The nematch function is designed to match the regular expression informed in the command line with the characters of each line of the file bmark-data.txt. We have an opportunity here. We could change the regex algorithm for a better one. The same applies to the readrec function, which is designed to read the bmark-data.txt. If we could find faster algorithms, it would make a significant improvement. 

It seems that the awk is not multithreading. It would be great to have a flag or so to spawn multiple processes to deal with a heavy load. In my experience, there is always gain doing things in parallel. That is valid for nametch and readrec, and its parents refldbld and getrec.

All the suggestions above are portable. Also, there are some platform-specific that it would help as well.

I don’t know if it is possible to implement due to the uncertainty of the input (regex and data file). Still, I would try to implement SIMD as low-level parallelization. Instead of processing one by one, making two or four each time would improve the performance drastically. Here, I think that the refldbld and getrec are good candidates for vectorization too.

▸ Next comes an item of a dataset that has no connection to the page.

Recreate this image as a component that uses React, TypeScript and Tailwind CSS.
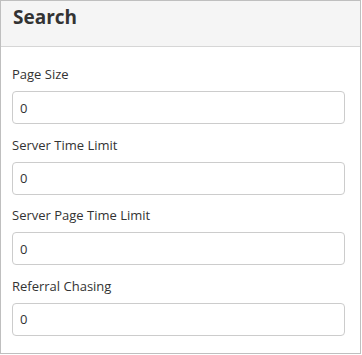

Also, we could search for applicable platform-specific optimizations that the GCC compiler is not applying, so we can rewrite the code to make it easy for the compiler.

I didn’t find any hardware-specific optimization in the awk project. That might be a clue that there is space for such improvement, not only for Arch64 but also for x86_64. I recognize that this path is hard and requires a lot of knowledge of the hardware and its instructions. Hopefully, the community can help with that.

Finally, playing with the compiler optimization flags can produce excellent results, as demonstrated in Project Stage 1. It doesn’t require changing the code, but definitely, it needs testing.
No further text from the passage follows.